BP oil spill: Disaster by numbers
The scale of the BP oil spill can be hard to take in. Now, five months on, these shocking figures reveal the extent of the devastation.
Compiled by Alice-Azania Jarvis
14 September 2010 11 platform workers were killed when the Deepwater Horizon drilling rig exploded on 20 April. Their bodies have never been found, despite a three-day Coast Guard search operation. Seventeen others were injured. 36 The number of hours for which Deepwater Horizon burned before it sank on the morning of 22 April 2010. 4.9 million The total barrels of crude oil released before the leak was capped on 15 July.

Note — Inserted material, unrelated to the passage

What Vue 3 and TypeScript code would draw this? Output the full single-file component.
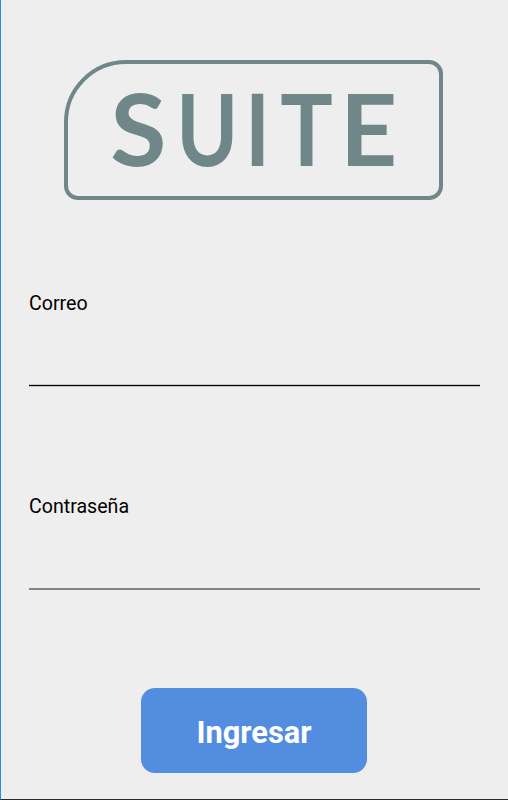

This makes Deepwater Horizon the biggest oil spill to have occurred in US-controlled waters, exceeding the Exxon Valdez spill of 1989, which released 750,000 barrels. 4 million The number of barrels of crude oil it would take, according Harry Roberts of Louisiana State University, to “wipe out marine life deep at sea near the leak and elsewhere in the Gulf” as well as “along hundreds of miles of coastline”. 1,000 BP’s initial prediction of the leak in barrels per day. The real figure was 53,000. 5,000 The depth below sea-level, in feet, at which Deepwater Horizon was drilling at the time of the explosion. It could operate in waters of up to 8,000ft in depth and drill as far down 30,000ft. 3,850 The square-mile spread of the leaked oil, which had landed along 125 miles of Louisiana’s coast by 4 June 2010. Three weeks later, oil began to wash up on Pensacola Beach in Florida and at the nearby Gulf Islands National Seashore nature reserve. 50-60 The percentage of the oil spill thought to have remained on the water. 35 per cent was thought able to evaporate. 3 The percentage of that oil that it was possible to skim off. The remainder had to be removed through the use of other methods, such as burning, chemical dispersion and direct extraction. … 4,768 The number of dead animals collected as of 13 August: 4,080 of these were birds and 525 sea turtles. 8,332-plus The number of species living within the vicinity of the oil spill. This includes the endangered Kemp’s Ridley turtle, as well as more than 1,200 fish, 200 birds, 1,400 molluscs, 1,500 crustaceans, and 29 marine mammals and three other sea turtle specimens. …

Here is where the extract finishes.